Transaction Turmoil. Solana’s staunchest defenders have long maintained failed transactions only afflict bots, but the chain has become practically unusable for regular users in recent days! Why can’t you land transactions on Solana, and how does the chain improve from here?
ORE is a mineable token that deployed to Solana on April 2, offering those who deposit SOL into a miner smart contract the chance to share in the 1 ORE of protocol rewards distributed per minute by correctly solving cryptographic puzzles, similar to how proof-of-work operates.
Since yesterday afternoon, ORE miners have been creating approximately 1M transactions per hour, massively increasing congestion for Solana, a chain that only has the capacity to process about 30M non-voting transactions per day!
Charts showing an uptick in percentage of failed non-voting Solana transactions are making the rounds on Crypto Twitter, but they fail to encapsulate the gravity of this problem, as this statistic only includes transactions that hit the chain, meanwhile the majority of users transactions are being dropped prior to ever making it onchain.

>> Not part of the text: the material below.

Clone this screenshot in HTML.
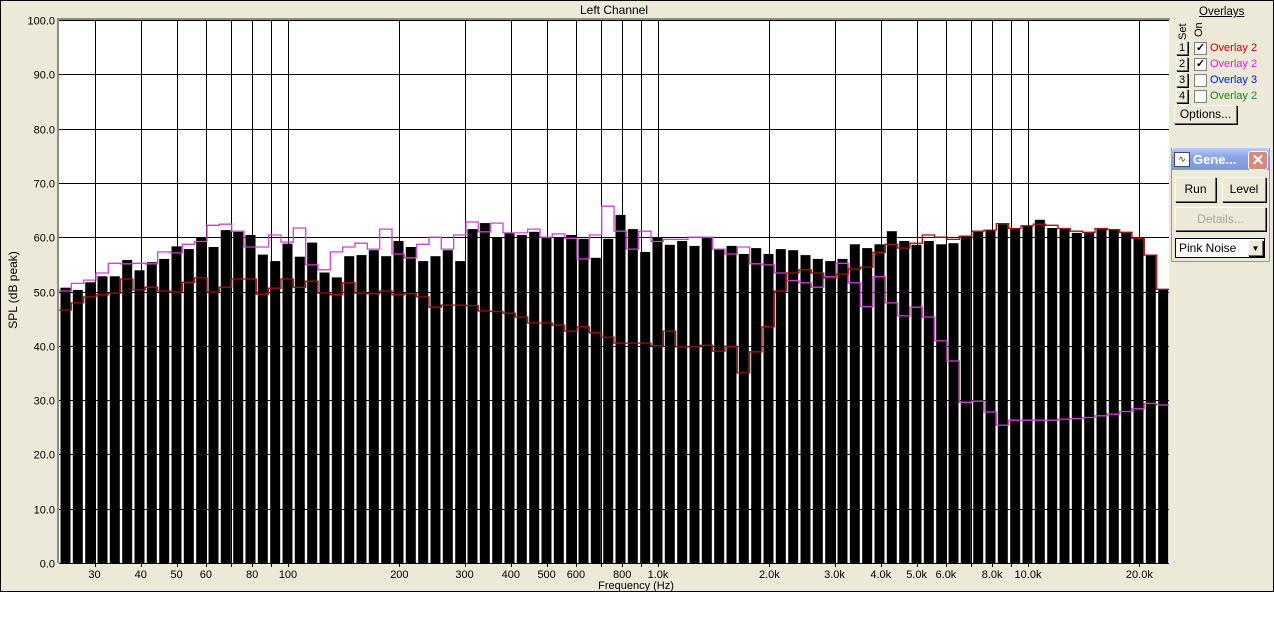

Under Solana’s current fee paradigm, the cost to spam the network is effectively 0, as there is no meaningful base fee for transactions; ORE mining has monetized spam, giving users a reason to fund smart contracts that fire off tens of thousands of transactions in the hopes that just one will land.
The increased amounts of spam have led to more transactions getting dropped, as the block leader ordering transactions can only open so many connections at once.
With bots being more effective at producing spam, real human users are disproportionately bearing the brunt of the consequences, often finding themselves unable to transact on the network no matter how high they raise their gas fee.
While many within the Solana ecosystem contend that there is “no silver bullet” to address the increasing frequency of dropped transactions, instead hoping that continued technical fixes to address networking issues fixes will yield an improvement, others point to an economic solution with a proven track record as an obvious remedy!
Ethereum’s EIP-1559 upgrade introduced a dynamic mechanism that adjusts the base gas fee paid by users depending on the variable demand for blockspace. Implementation of a similar mechanism in Solana would necessitate that spammers pay at least the base fee to send transactions, increasing the costs to do so and decreasing the amount of spam on the network.